新年は1月からなのか4月からなのか? 暦的にはむろん1月からなのだが、学校をはじめ公的機関や団体・企業によっては年度は4月からというところも多い。したがって2016年の1月2月頃に「去年は〜」と言ってもそれは2015年の1〜12月のことを意味してるのか、2014年4月〜2015年3月のことを意味しているのか判然としない。うっかりすると1年近くも誤差が出てしまうので、「それは年のことか? それとも年度のことか?」と確認する必要がある。/それに加えて元号(年号)である。ふだん昭和△年、平成□年という表記を使う習慣がない私は、元号での表示を求められるたびにちょっと不安になる。実際ときどき間違うことがあって、相手から訂正されてしまう。どうして西暦に一本化しないのか。天皇制に連なる元号表記もだいじだと言うなら、せめて西暦と併記するようにしてもらいたい。/明治・大正・昭和・平成ならばまだいいが、それ以前の頻繁に元号が変わっていた時代のできごとを元号のみの記載で書かれても、素人にはまったくいつのことやら見当もつかない。歴史学者なら西暦の併記なしでもすぐにいつ頃の時代か即座に頭にうかぶんだろうか?

新聞の活字小さく雛飾

私は子供の頃に男の兄弟しかいなかったこともあって、家にお雛様をかざったことはない。女の子がいる親戚もあったのだが、やや遠方であったこともあってか雛飾りの記憶はとくにない。しかし大人になってから、仕事がらみでたまに雛飾りに遭遇し、準備や片付けを手伝ったりしたことはある。/その際に雛や諸々の道具を包んだ布の緩衝材として何十年も前の新聞紙が出てくることがある。驚くのは記事の内容よりもまず活字の小ささである。現在の一般的な新聞に比べると本文の字の大きさは面積的には半分もないのではなかろうか。まるで国語辞典でも開いているみたいだ。

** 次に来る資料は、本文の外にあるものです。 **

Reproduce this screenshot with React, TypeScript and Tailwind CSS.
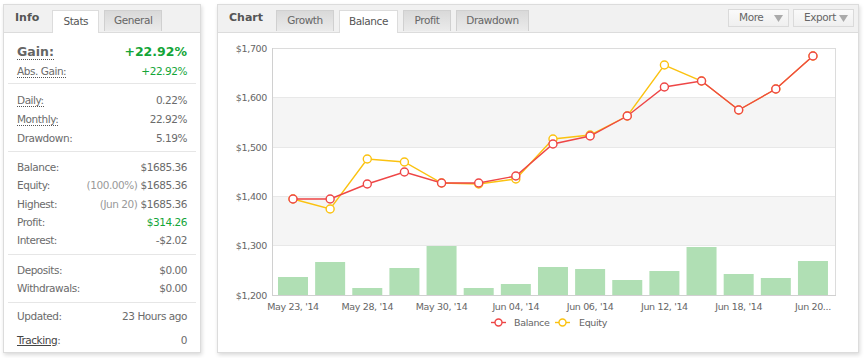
import React from "react";

const FONT = { fontFamily: '"DejaVu Sans", Verdana, sans-serif' };

type Row = { label: string; value: React.ReactNode; note?: string; green?: boolean; dotted?: boolean };

const Label = ({ text, dotted }: { text: string; dotted?: boolean }) => (
  <span className={dotted ? "border-b border-dotted border-[#555] leading-[12px]" : ""}>{text}</span>
);

const Section = ({ rows, pt, pb, rh, last }: { rows: Row[]; pt: string; pb: string; rh: string; last?: boolean }) => (
  <div className={`${pt} ${pb} ${last ? "" : "border-b border-[#e6e6e6]"}`}>
    {rows.map((r) => (
      <div key={r.label} className={`flex items-center justify-between px-[9px] ${rh}`}>
        <Label text={r.label} dotted={r.dotted} />
        <span className={r.green ? "text-[#14a538]" : ""}>
          {r.note && <span className="text-[#999] mr-[3px]">{r.note}</span>}
          {r.value}
        </span>
      </div>
    ))}
  </div>
);

const InfoPanel = () => (
  <div className="w-[198px] h-[349px] bg-white border border-[#dcdcdc] shadow-[1px_2px_4px_rgba(0,0,0,0.15)] flex flex-col">
    <div className="h-[28px] bg-[#f1f1f1] border-b border-[#dcdcdc] flex items-end pl-[11px] relative">
      <span className="font-bold text-[#555] text-[11px] self-center mr-[13px]">Info</span>
      <div className="h-[23px] w-[47px] bg-white border border-[#dcdcdc] border-b-0 mb-[-1px] flex items-center justify-center text-[#555] text-[10.5px] tracking-[-0.4px]">
        Stats
      </div>
      <div className="h-[21px] w-[58px] ml-[5px] mb-[1px] bg-gradient-to-b from-[#d9d9d9] to-[#ebebeb] border border-[#d0d0d0] border-b-0 flex items-center justify-center text-[#666] text-[10.5px] tracking-[-0.4px]">
        General
      </div>
    </div>
    <div className="px-[4px] text-[10.5px] tracking-[-0.45px] text-[#6b6b6b] flex-1 flex flex-col">
      <div className="pt-[10px] pb-[2px] border-b border-[#e6e6e6]">
        <div className="flex items-center justify-between px-[9px] h-[19px] tracking-normal">
          <span className="font-bold text-[12.5px] text-[#666] border-b border-dotted border-[#555] leading-[14px]">Gain:</span>
          <span className="font-bold text-[12.5px] text-[#14a538]">+22.92%</span>
        </div>
        <div className="flex items-center justify-between px-[9px] h-[19px]">
          <Label text="Abs. Gain:" dotted />
          <span className="text-[#14a538]">+22.92%</span>
        </div>
      </div>
      <Section
        pt="pt-[7px]"
        pb="pb-[3px]"
        rh="h-[19px]"
        rows={[
          { label: "Daily:", value: "0.22%", dotted: true },
          { label: "Monthly:", value: "22.92%", dotted: true },
          { label: "Drawdown:", value: "5.19%" },
        ]}
      />
      <Section
        pt="pt-[7px]"
        pb="pb-[4px]"
        rh="h-[18.2px]"
        rows={[
          { label: "Balance:", value: "$1685.36" },
          { label: "Equity:", value: "$1685.36", note: "(100.00%)" },
          { label: "Highest:", value: "$1685.36", note: "(Jun 20)" },
          { label: "Profit:", value: "$314.26", green: true },
          { label: "Interest:", value: "-$2.02" },
        ]}
      />
      <Section
        pt="pt-[7px]"
        pb="pb-[4px]"
        rh="h-[18px]"
        rows={[
          { label: "Deposits:", value: "$0.00" },
          { label: "Withdrawals:", value: "$0.00" },
        ]}
      />
      <div className="pt-[5px]">
        <div className="flex items-center justify-between px-[9px] h-[18px]">
          <span>Updated:</span>
          <span>23 Hours ago</span>
        </div>
        <div className="flex items-center justify-between px-[9px] h-[18px] mt-[6px]">
          <span>
            <span className="underline text-[#444]">Tracking</span>:
          </span>
          <span>0</span>
        </div>
      </div>
    </div>
  </div>
);

const Tab = ({ text, w, active }: { text: string; w: string; active?: boolean }) =>
  active ? (
    <div className={`h-[23px] ${w} bg-white border border-[#dcdcdc] border-b-0 mb-[-1px] flex items-center justify-center text-[#555] text-[10.5px] tracking-[-0.4px]`}>
      {text}
    </div>
  ) : (
    <div className={`h-[21px] ${w} mb-[1px] bg-gradient-to-b from-[#d9d9d9] to-[#ebebeb] border border-[#d0d0d0] border-b-0 flex items-center justify-center text-[#666] text-[10.5px] tracking-[-0.4px]`}>
      {text}
    </div>
  );

const DropBtn = ({ text }: { text: string }) => (
  <div className="h-[18px] w-[61px] bg-gradient-to-b from-[#fafafa] to-[#efefef] border border-[#dadada] flex items-center justify-between pl-[10px] pr-[5px] text-[#666] text-[10.5px] tracking-[-0.4px]">
    <span>{text}</span>
    <svg width="9" height="7" viewBox="0 0 9 7">
      <path d="M0 0 L9 0 L4.5 7 Z" fill="#aaa" />
    </svg>
  </div>
);

const red = [199, 199, 184, 172, 183, 183, 176, 144, 136, 116, 87, 81, 110, 89, 56];
const yellow = [199, 209, 159, 162, 183, 184, 179, 139, 135, 116, 65, 81, 110, 89, 56];
const bars = [277, 262, 288, 268, 246, 288, 284, 267, 269, 280, 271, 247, 274, 278, 261];
const px = (i: number) => 293 + i * 37.14;
const xLabels = ["May 23, '14", "May 28, '14", "May 30, '14", "Jun 04, '14", "Jun 06, '14", "Jun 12, '14", "Jun 18, '14", "Jun 20..."];
const yTicks = [
  { y: 48, t: "$1,700" },
  { y: 97, t: "$1,600" },
  { y: 147, t: "$1,500" },
  { y: 196, t: "$1,400" },
  { y: 245, t: "$1,300" },
  { y: 295, t: "$1,200" },
];

const lbl = { fontSize: 9.5, letterSpacing: -0.35, fill: "#666" };

const Chart = () => (
  <svg width="640" height="318" viewBox="218 33 640 318" style={FONT}>
    <rect x="272" y="97" width="563" height="50" fill="#f5f5f5" />
    <rect x="272" y="196" width="563" height="49" fill="#f5f5f5" />
    {yTicks.map((t) => (
      <g key={t.t}>
        <line x1="272" x2="835" y1={t.y + 0.5} y2={t.y + 0.5} stroke="#e8e8e8" />
        <text x="267" y={t.y + 4} textAnchor="end" style={lbl}>
          {t.t}
        </text>
      </g>
    ))}
    <line x1="272" x2="835" y1="48.5" y2="48.5" stroke="#dcdcdc" />
    <line x1="272.5" x2="272.5" y1="48" y2="295" stroke="#d0d0d0" />
    <line x1="835.5" x2="835.5" y1="48" y2="295" stroke="#dcdcdc" />
    {bars.map((b, i) => (
      <rect key={i} x={px(i) - 15} y={b} width="30" height={295 - b} fill="#b0dfb4" />
    ))}
    <line x1="272" x2="836" y1="295.5" y2="295.5" stroke="#d0d0d0" />
    {xLabels.map((l, i) => (
      <text key={l} x={px(i * 2)} y="310" textAnchor="middle" style={lbl}>
        {l}
      </text>
    ))}
    <polyline points={yellow.map((y, i) => `${px(i)},${y}`).join(" ")} fill="none" stroke="#fbc210" strokeWidth="1.4" />
    {yellow.map((y, i) => (
      <circle key={i} cx={px(i)} cy={y} r="4" fill="#fff" stroke="#fbc210" strokeWidth="1.4" />
    ))}
    <polyline points={red.map((y, i) => `${px(i)},${y}`).join(" ")} fill="none" stroke="#ee4646" strokeWidth="1.4" />
    {red.map((y, i) => (
      <circle key={i} cx={px(i)} cy={y} r="4" fill="#fff" stroke="#ee4646" strokeWidth="1.4" />
    ))}
    <line x1="491" x2="506" y1="322.5" y2="322.5" stroke="#ee4646" strokeWidth="1.4" />
    <circle cx="498.5" cy="322.5" r="3.5" fill="#fff" stroke="#ee4646" strokeWidth="1.4" />
    <text x="514" y="326" style={lbl}>
      Balance
    </text>
    <line x1="555" x2="570" y1="322.5" y2="322.5" stroke="#fbc210" strokeWidth="1.4" />
    <circle cx="562.5" cy="322.5" r="3.5" fill="#fff" stroke="#fbc210" strokeWidth="1.4" />
    <text x="579" y="326" style={lbl}>
      Equity
    </text>
  </svg>
);

const ChartPanel = () => (
  <div className="w-[642px] h-[349px] bg-white border border-[#dcdcdc] shadow-[1px_2px_4px_rgba(0,0,0,0.15)] flex flex-col">
    <div className="h-[28px] bg-[#f1f1f1] border-b border-[#dcdcdc] flex items-end pl-[11px] pr-[4px]">
      <span className="font-bold text-[#555] text-[11px] self-center mr-[13px]">Chart</span>
      <div className="flex items-end gap-[5px]">
        <Tab text="Growth" w="w-[58px]" />
        <Tab text="Balance" w="w-[59px]" active />
        <Tab text="Profit" w="w-[48px]" />
        <Tab text="Drawdown" w="w-[73px]" />
      </div>
      <div className="ml-auto self-start mt-[4px] flex gap-[4px]">
        <DropBtn text="More" />
        <DropBtn text="Export" />
      </div>
    </div>
    <Chart />
  </div>
);

export default function App() {
  return (
    <div className="w-[864px] h-[358px] bg-white pt-[4px] pl-[3px] flex gap-[16px]" style={FONT}>
      <InfoPanel />
      <ChartPanel />
    </div>
  );
}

/テレビがまだない時代では新聞または雑誌はほとんど唯一の情報源であったから、限られた紙幅に目一杯の文字を入れこんだということなのだろうか。ちょっと目のわるい人は読むのがつらそうな気がするのだが。

思案しつつロボット掃除機働けり

ロボット掃除機といえばなんといっても米国のアイロボット社の「ルンバ」が有名である。知人でも何人かがこれを自宅で使っている。しかしアイロボット社は元々はというか今でも本業は軍事ロボットの開発であって、ルンバはその地雷探知用ロボット等の機能を部分的に民生用に活かしたもの。つまり掃除機が売れれば売れるほどロボット兵器も売れるということなんだろう(そう単純な話ではないかもしれないにせよ)。そう思うとわが家では絶対に導入することはないだろうな。マキタの充電式のハンディな掃除機で足りてるし。/ついでに同類のロボット掃除機を調べてみると、1万円もしないものから業務用とおぼしき20万以上もするものまでたくさんの種類とタイプがあり、内外の各メーカーがしのぎを削っているようである。なんでも「ほしい家電」かつ「買ってよかった家電」で大型液晶テレビと並んでトップであるそうな。

 

 写真は鳥海山の西側裾にあたる三崎海岸。約3000年前に猿穴火口から流れ出した溶岩流だが、日本海に面し強風がまともにあたるためか、樹木も剪定したように頭がきれいにそろっている。)